L'avvocato, che un giorno fa l'alleato e l'altro l'avversario, osserva sornione le difficoltà della collega. E un po' la tiene sulle spine, come sugli apparentamenti per i ballottaggi del prossimo weekend, e un po' ne approfitta per rubarle i cuori dell'elettorato progressista. Il governo «ha introdotto maggiore precarietà, contratti sempre più a termine, sempre più voucher e in più ha tagliato la spesa sociale per quanto riguarda le persone in difficoltà, quello alla soglia della povertà accusandoli di essere divanisti», scrive su Facebook Giuseppe Conte, lanciando addirittura un appuntamento di piazza, il 17 giugno a Roma. È un salto di qualità per un partito che con la piazza (a eccezione di quelle elettorali di Beppe Grillo) non ha mai avuto un gran feeling.
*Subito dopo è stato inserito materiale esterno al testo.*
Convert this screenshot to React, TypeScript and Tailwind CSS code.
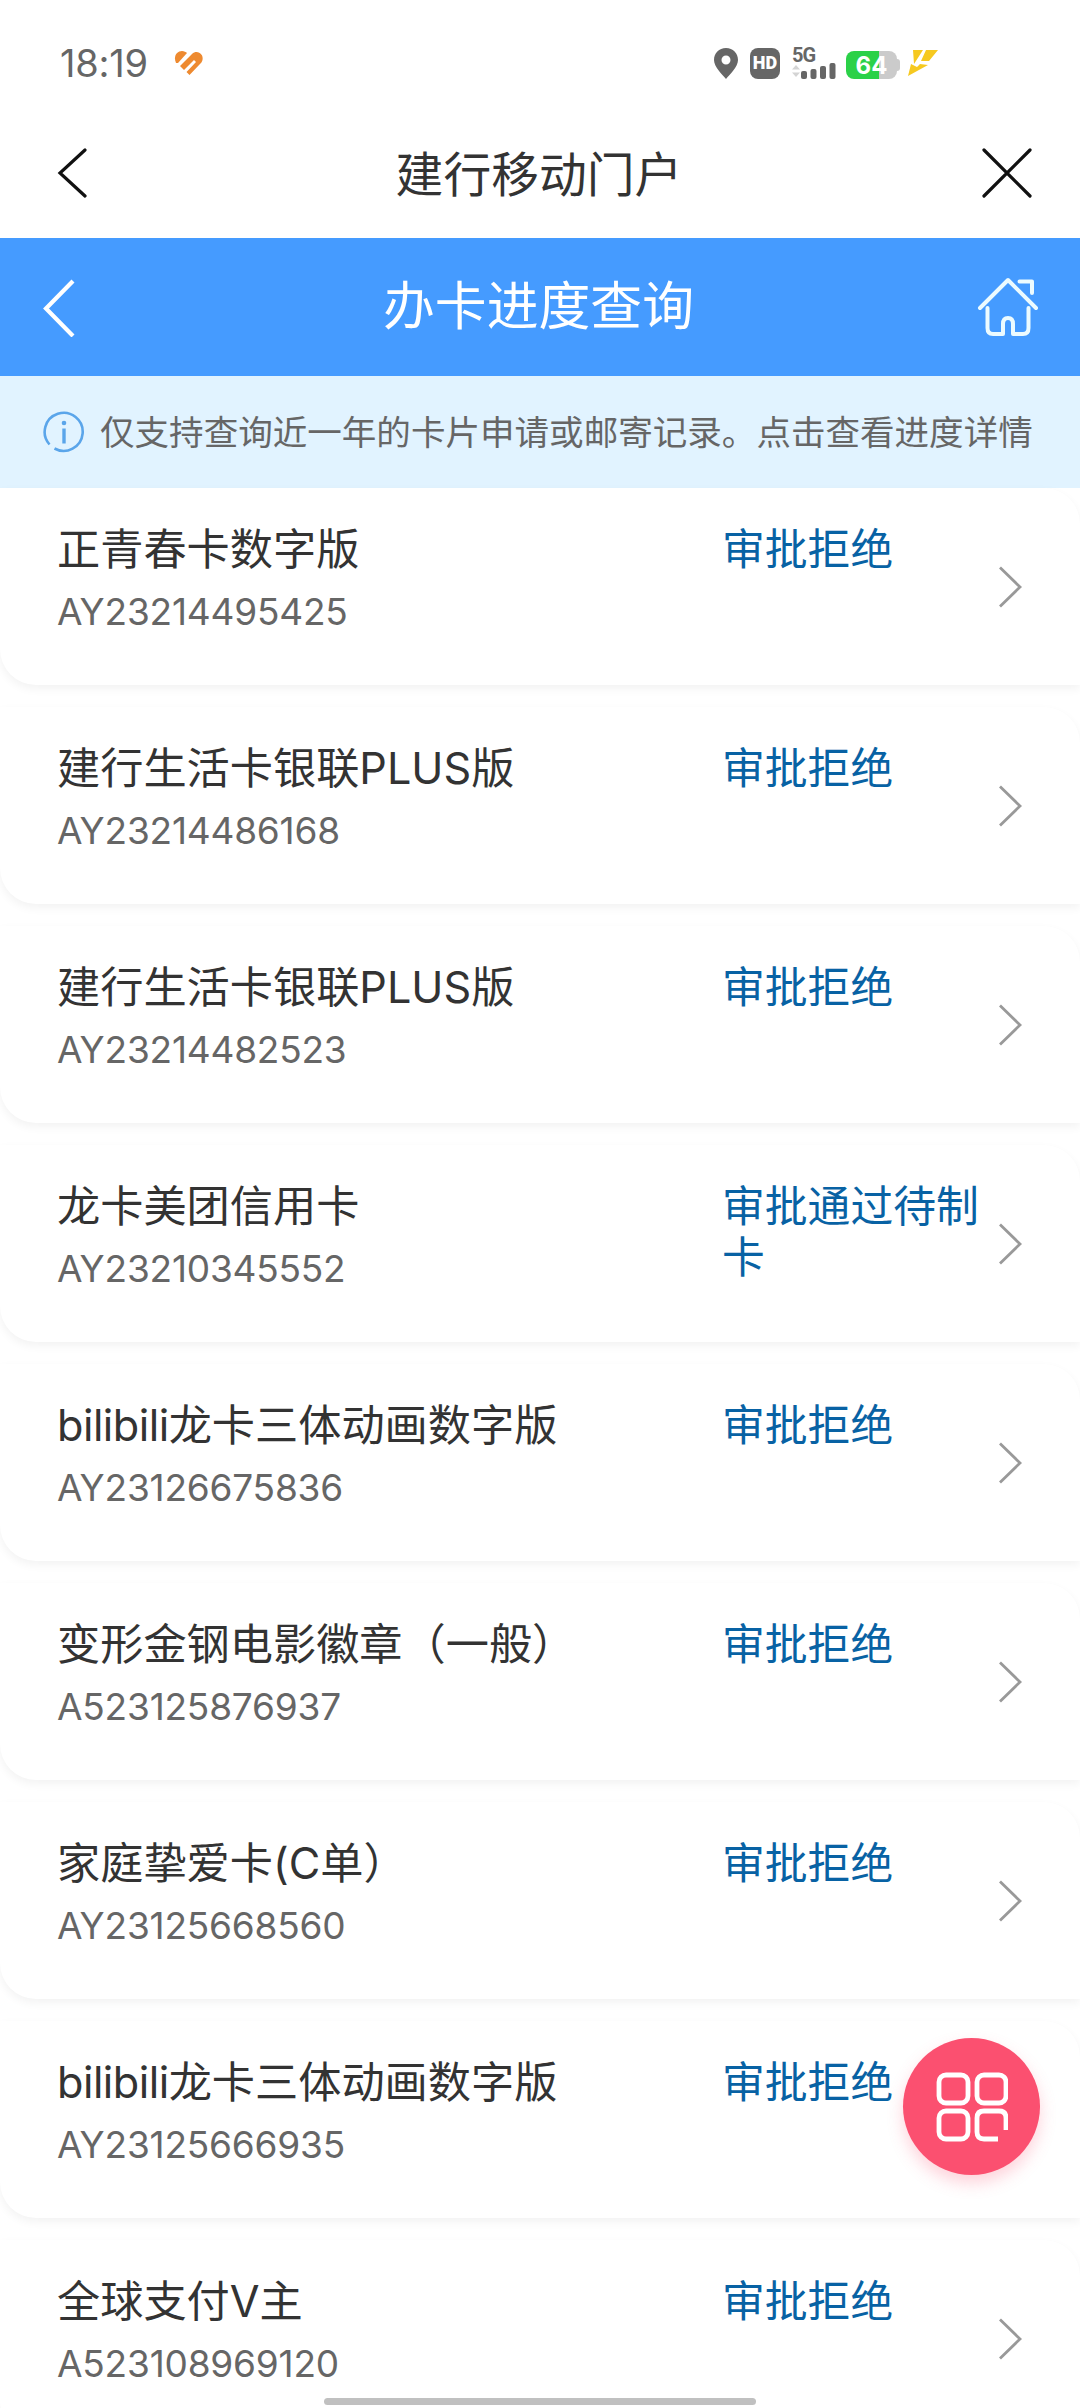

Il capo pentastellato sente che è il momento giusto per provarci e non si lascia sfuggire l'occasione: l'esecutivo è riuscito «a trovare soldi per maggiori forniture militari, per più armi e munizioni per alimentare l'escalation militare del conflitto russo-ucraino. Sono queste le politiche del governo Meloni che vogliamo? Evidentemente no», spiega ancora Conte, in versione pacifista e laburista. Gli italiani «non possono essere sottopagati con 2, 3, 4, 5 euro lordi l'ora, occorre un salario minimo legale e dobbiamo investire maggiormente in sanità e nella scuola», aggiunge tronfio. Elly fa da spettatrice. Al massimo diserterà pure la manifestazione organizzata dai grillini per far notare la sua assenza. Sempre che col tempo gli elettori non ci facciano l'abitudine.